Accessory Dwelling Units (ADUs) are currently at the center of the planning policy debate in Santa Fe. If one sides with the opposition to higher density you are more likely to reject the proposed changes to the code. If one is looking at the possibility of economic benefit and stability that offers an opportunity to remain in your home, you would be in favor of the proposed changes to the code. This type of confrontation between people with different life experiences continues to build ideological walls. The heated discussions are framed in the divisiveness of “us” and “them.” In order to move away from combative positioning and shift toward a more human-centered approach to urban design, we must agree to an honest, inclusionary approach and be willing, as a community for real dialogue.

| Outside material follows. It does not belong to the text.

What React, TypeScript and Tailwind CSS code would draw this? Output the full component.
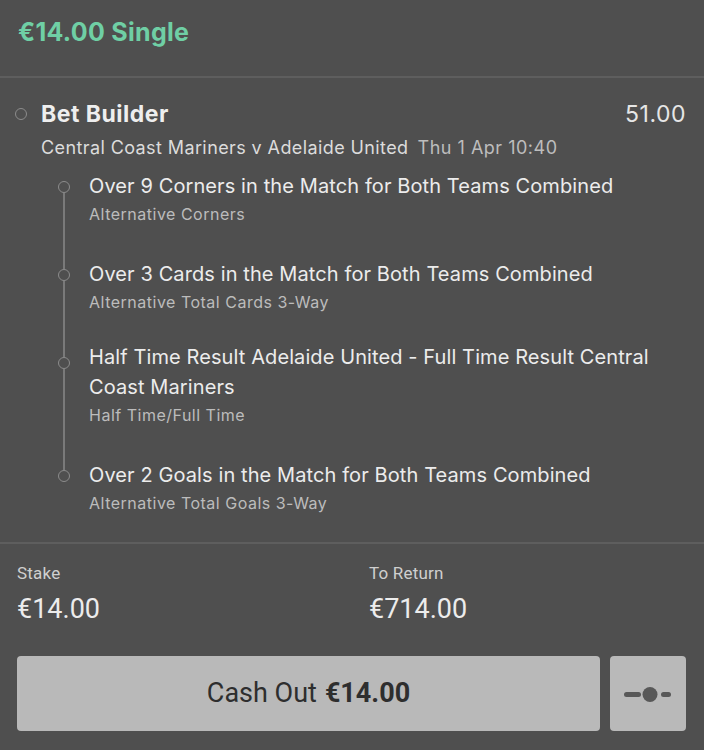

A new urban design approach will require systemic changes and multi-layered design strategies. We will need to take responsibility for historic, institutional injustices and we will need to commit to process over outcome. This is not an elegant design exercise. This is about engaging in conflict resolution, and hearing differing opinions. We can learn from disparate experiences, confront differences, and build a structural framework for inclusionary policies. The willingness to address inequalities and disparities will require personal conviction by all of us to help move us as a community toward a path of reconciliation.